Abstract
Cells regulate their functions through gene expression, driven by a complex interplay of transcription factors and other regulatory mechanisms that together can be modeled as gene regulatory networks (GRNs). The emergence of single-cell multi-omics technologies has driven the development of several methods that integrate transcriptomics and chromatin accessibility data to infer GRNs. While these methods provide examples of their utility in discovering new regulatory interactions, a comprehensive benchmark evaluating their mechanistic and predictive properties as well as their ability to recover known interactions is lacking. To address this, we built a comprehensive framework, Gene Regulatory nETwork Analysis (GRETA), available as a Snakemake pipeline, that includes state of the art methods decomposing their different steps in a modular manner. With it, we found that the GRNs were highly sensitive to methods’ choices, such as changes in random seeds, or replacing steps in the inference pipelines, as well as whether they use paired or unpaired multimodal data. Although the obtained networks performed well in predictive evaluation tasks and partially recovered known interactions, they struggled to capture causal relationships from perturbation assays. Our work brings attention to the challenges of inferring GRNs from single-cell omics, offers guidelines, and presents a flexible framework for developing and testing new approaches.

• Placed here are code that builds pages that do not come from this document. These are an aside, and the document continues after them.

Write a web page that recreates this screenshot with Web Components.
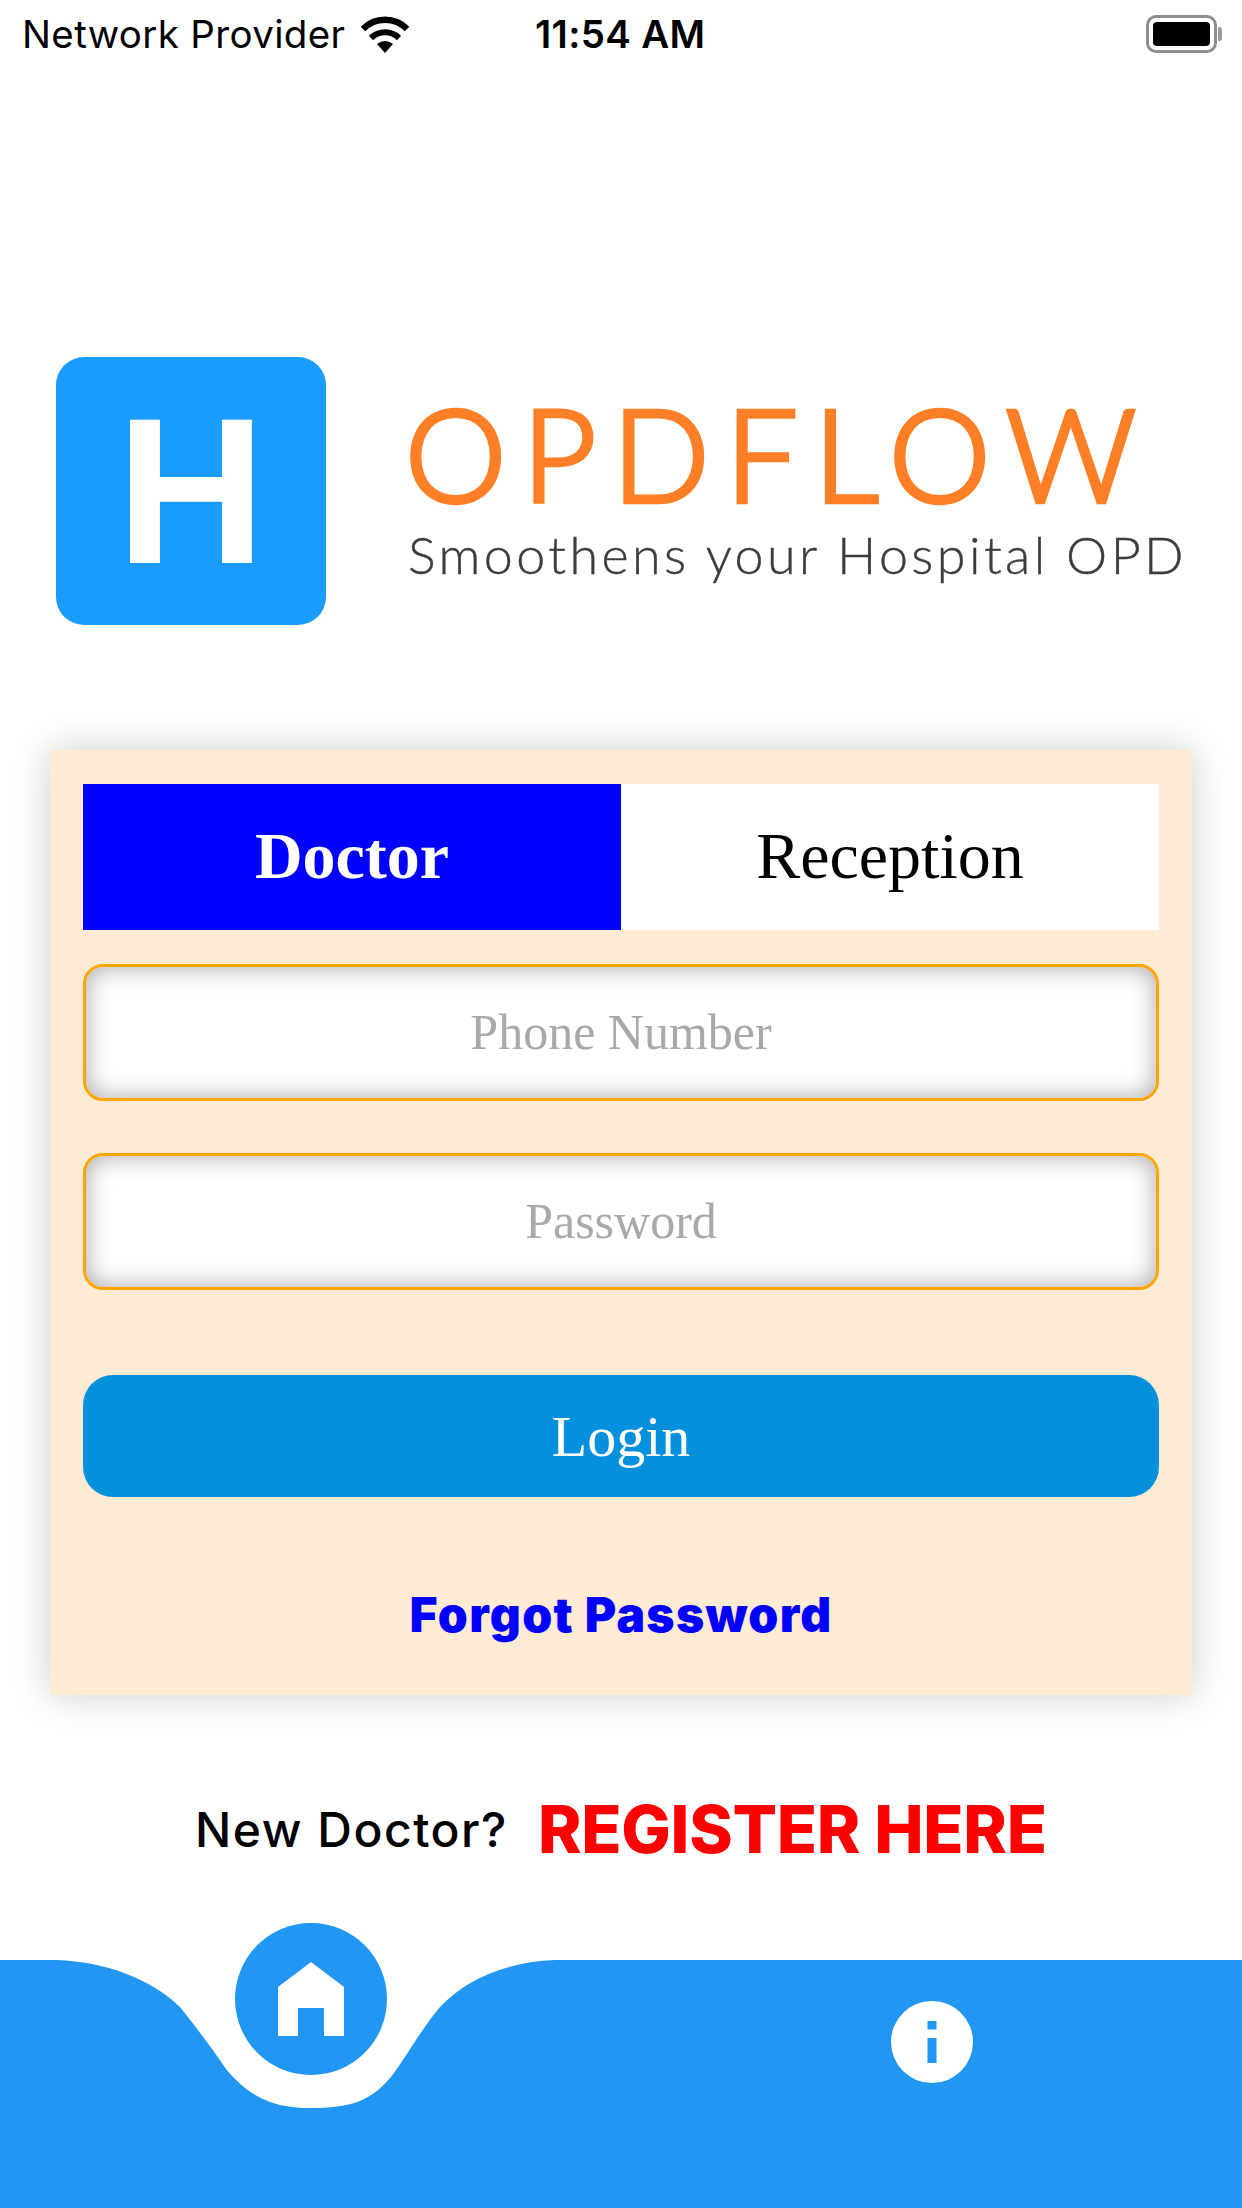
<!DOCTYPE html>
<html lang="en">
<head>
<meta charset="utf-8">
<title>OPDFLOW</title>
<style>
  html, body { margin: 0; padding: 0; background: #fff; }
  body { width: 1242px; height: 2208px; overflow: hidden; }
</style>
</head>
<body>
<login-screen>
  <status-bar></status-bar>
  <brand-logo></brand-logo>
  <login-card>
    <role-tabs slot="tabs"></role-tabs>
    <text-field>Phone Number</text-field>
    <text-field>Password</text-field>
    <login-button>Login</login-button>
    <span slot="forgot">Forgot Password</span>
  </login-card>
  <register-row></register-row>
  <bottom-nav></bottom-nav>
</login-screen>

<script>
class LoginScreen extends HTMLElement {
  connectedCallback() {
    this.attachShadow({ mode: 'open' });
    this.shadowRoot.innerHTML = `
      <style>
        :host {
          display: flex;
          flex-direction: column;
          width: 1242px;
          height: 2208px;
          background: #fff;
        }
      </style>
      <slot></slot>
    `;
  }
}

class StatusBar extends HTMLElement {
  connectedCallback() {
    this.attachShadow({ mode: 'open' });
    this.shadowRoot.innerHTML = `
      <style>
        :host {
          display: grid;
          grid-template-columns: 513px 1fr auto;
          align-items: center;
          height: 68px;
          padding: 0 20px 0 22px;
          font-family: Inter, "Liberation Sans", sans-serif;
          font-size: 38.5px;
          color: #000;
        }
        .left { display: flex; align-items: center; gap: 15px; }
        .carrier { letter-spacing: 0.35px; }
        .time { font-weight: 600; letter-spacing: 0.3px; }
        .battery { display: flex; align-items: center; gap: 1px; }
        .shell {
          box-sizing: border-box;
          width: 71px;
          height: 38px;
          border: 3px solid #8e8e8e;
          border-radius: 10px;
          padding: 4px;
          display: flex;
        }
        .level { flex: 1; background: #000; border-radius: 4px; }
        .nub { width: 4px; height: 14px; background: #9a9a9a; border-radius: 0 3px 3px 0; }
      </style>
      <div class="left">
        <span class="carrier">Network Provider</span>
        <svg width="50" height="37" viewBox="0 0 50 37">
          <path d="M3 13 A31 31 0 0 1 47 13" fill="none" stroke="#000" stroke-width="6.5"/>
          <path d="M11 22 A20 20 0 0 1 39 22" fill="none" stroke="#000" stroke-width="6"/>
          <path d="M25 37 L17 28 Q25 22 33 28 Z" fill="#000"/>
        </svg>
      </div>
      <span class="time">11:54 AM</span>
      <div class="battery"><div class="shell"><div class="level"></div></div><div class="nub"></div></div>
    `;
  }
}

class BrandLogo extends HTMLElement {
  connectedCallback() {
    this.attachShadow({ mode: 'open' });
    this.shadowRoot.innerHTML = `
      <style>
        :host {
          display: flex;
          align-items: flex-start;
          gap: 79px;
          margin-top: 289px;
          padding-left: 56px;
          height: 393px;
          font-family: Lato, "Liberation Sans", sans-serif;
        }
        .mark {
          width: 270px;
          height: 268px;
          border-radius: 28px;
          background: #1a9cff;
          color: #fff;
          display: flex;
          align-items: center;
          justify-content: center;
          font-family: "Liberation Sans", Arial, sans-serif;
          font-weight: 700;
          font-size: 207px;
          line-height: 1;
        }
        .words { display: flex; flex-direction: column; padding-top: 31px; }
        .name {
          font-size: 128px;
          line-height: 130px;
          font-weight: 300;
          color: #ff7f27;
          letter-spacing: 16px;
          -webkit-text-stroke: 4.5px #ff7f27;
          white-space: nowrap;
        }
        .tag {
          font-size: 52px;
          line-height: 62px;
          font-weight: 300;
          color: #3c3c3c;
          letter-spacing: 3.4px;
          -webkit-text-stroke: 0.4px #3c3c3c;
          white-space: nowrap;
          margin: 5px 0 0 3px;
        }
      </style>
      <div class="mark">H</div>
      <div class="words">
        <div class="name">OPDFLOW</div>
        <div class="tag">Smoothens your Hospital OPD</div>
      </div>
    `;
  }
}

class LoginCard extends HTMLElement {
  connectedCallback() {
    this.attachShadow({ mode: 'open' });
    this.shadowRoot.innerHTML = `
      <style>
        :host {
          display: flex;
          flex-direction: column;
          box-sizing: border-box;
          width: 1142px;
          height: 945px;
          margin-left: 50px;
          padding: 34px 33px 0;
          background: #ffebd3;
          box-shadow: 0 0 36px rgba(0, 0, 0, 0.2);
        }
        .fields { display: flex; flex-direction: column; gap: 52px; margin-top: 34px; }
        .forgot {
          margin-top: 90px;
          text-align: center;
          font-family: Inter, "Liberation Sans", sans-serif;
          font-size: 48px;
          line-height: 56px;
          font-weight: 900;
          letter-spacing: 1.3px;
          color: #0000ff;
        }
      </style>
      <slot name="tabs"></slot>
      <div class="fields"><slot></slot></div>
      <div class="forgot"><slot name="forgot"></slot></div>
    `;
  }
}

class RoleTabs extends HTMLElement {
  connectedCallback() {
    this.attachShadow({ mode: 'open' });
    this.shadowRoot.innerHTML = `
      <style>
        :host {
          display: grid;
          grid-template-columns: 538px 538px;
          height: 146px;
          font-family: "Liberation Serif", "Times New Roman", serif;
          font-size: 66px;
        }
        div { display: flex; align-items: center; justify-content: center; padding-bottom: 2px; }
        .on { background: #0000ff; color: #fff; font-weight: 700; }
        .off { background: #fff; color: #000; }
      </style>
      <div class="on">Doctor</div>
      <div class="off">Reception</div>
    `;
  }
}

class TextField extends HTMLElement {
  connectedCallback() {
    this.attachShadow({ mode: 'open' });
    this.shadowRoot.innerHTML = `
      <style>
        :host {
          display: flex;
          align-items: center;
          justify-content: center;
          box-sizing: border-box;
          height: 137px;
          padding-bottom: 2px;
          background: #fff;
          border: 3px solid #ffa500;
          border-radius: 20px;
          box-shadow: inset 0 0 24px rgba(0, 0, 0, 0.35);
          font-family: "Liberation Serif", "Times New Roman", serif;
          font-size: 50px;
          color: #a9a9a9;
        }
      </style>
      <slot></slot>
    `;
  }
}

class LoginButton extends HTMLElement {
  connectedCallback() {
    this.attachShadow({ mode: 'open' });
    this.shadowRoot.innerHTML = `
      <style>
        :host {
          display: flex;
          align-items: center;
          justify-content: center;
          height: 122px;
          margin-top: 33px;
          background: #0590de;
          border-radius: 30px;
          font-family: "Liberation Serif", "Times New Roman", serif;
          font-size: 58px;
          color: #fff;
        }
      </style>
      <slot></slot>
    `;
  }
}

class RegisterRow extends HTMLElement {
  connectedCallback() {
    this.attachShadow({ mode: 'open' });
    this.shadowRoot.innerHTML = `
      <style>
        :host {
          display: flex;
          align-items: center;
          gap: 30px;
          height: 80px;
          margin-top: 94px;
          padding-left: 195px;
          font-family: Inter, "Liberation Sans", sans-serif;
          white-space: nowrap;
        }
        .ask { font-size: 48px; font-weight: 500; letter-spacing: 1.5px; color: #000; }
        .link { font-size: 66px; font-weight: 800; letter-spacing: -0.3px; color: #ff0000; }
      </style>
      <span class="ask">New Doctor?</span>
      <span class="link">REGISTER HERE</span>
    `;
  }
}

class BottomNav extends HTMLElement {
  connectedCallback() {
    this.attachShadow({ mode: 'open' });
    this.shadowRoot.innerHTML = `
      <style>
        :host {
          display: grid;
          grid-template-columns: 621px 621px;
          position: relative;
          height: 285px;
          margin-top: auto;
        }
        .wave { position: absolute; left: 0; top: 0; }
        .item { position: relative; display: flex; justify-content: center; }
        .home {
          width: 152px;
          height: 152px;
          border-radius: 50%;
          background: #2196f3;
          display: flex;
          align-items: center;
          justify-content: center;
        }
        .info { margin-top: 78px; }
      </style>
      <svg class="wave" width="1242" height="285" viewBox="0 1923 1242 285">
        <path fill="#2196f3" d="M0 1960 H57 C105 1962 150 1978 180 2007 C192 2022 212 2048 226 2069 C250 2098 275 2108 310 2108 C350 2108 372 2102 394 2073 C408 2053 424 2026 440 2007 C465 1980 505 1962 555 1960 H1242 V2208 H0 Z"/>
      </svg>
      <div class="item">
        <div class="home">
          <svg width="66" height="74" viewBox="0 0 66 74">
            <path fill="#fff" d="M33 0 L66 25 V74 H46 V46 H20 V74 H0 V25 Z"/>
          </svg>
        </div>
      </div>
      <div class="item">
        <svg class="info" width="82" height="82" viewBox="0 0 82 82">
          <circle cx="41" cy="41" r="41" fill="#fff"/>
          <rect x="36.5" y="20" width="9" height="8.5" fill="#2196f3"/>
          <rect x="36.5" y="37" width="9" height="25" fill="#2196f3"/>
        </svg>
      </div>
    `;
  }
}

customElements.define('login-screen', LoginScreen);
customElements.define('status-bar', StatusBar);
customElements.define('brand-logo', BrandLogo);
customElements.define('login-card', LoginCard);
customElements.define('role-tabs', RoleTabs);
customElements.define('text-field', TextField);
customElements.define('login-button', LoginButton);
customElements.define('register-row', RegisterRow);
customElements.define('bottom-nav', BottomNav);
</script>
</body>
</html>
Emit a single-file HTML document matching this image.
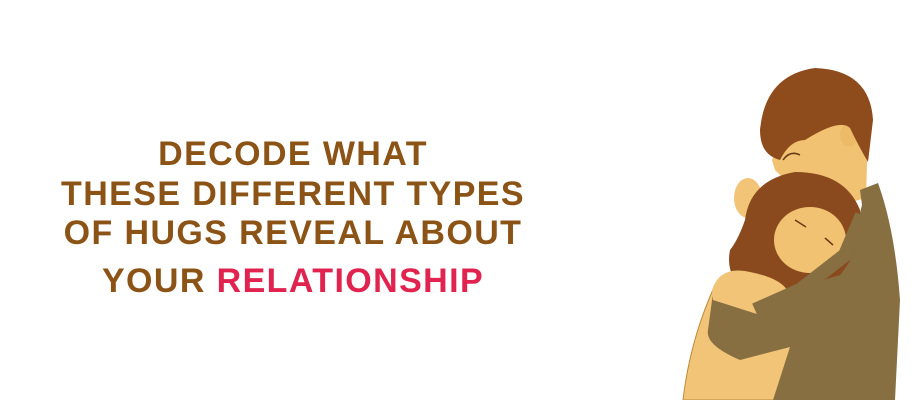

Competing Interest Statement
PBM is partially supported by funding from GSK. JSR reports funding from GSK, Pfizer, AstraZeneca and Sanofi and fees/honoraria from Travere Therapeutics, Stadapharm, Astex, Pfizer, Grunenthal, Moderna, Tempus, and Owkin.
Footnotes
↵# These two authors jointly supervised this work
Added one more method, one mechanistic evaluation metric, and two more databases for the TF-TF and CRE tasks.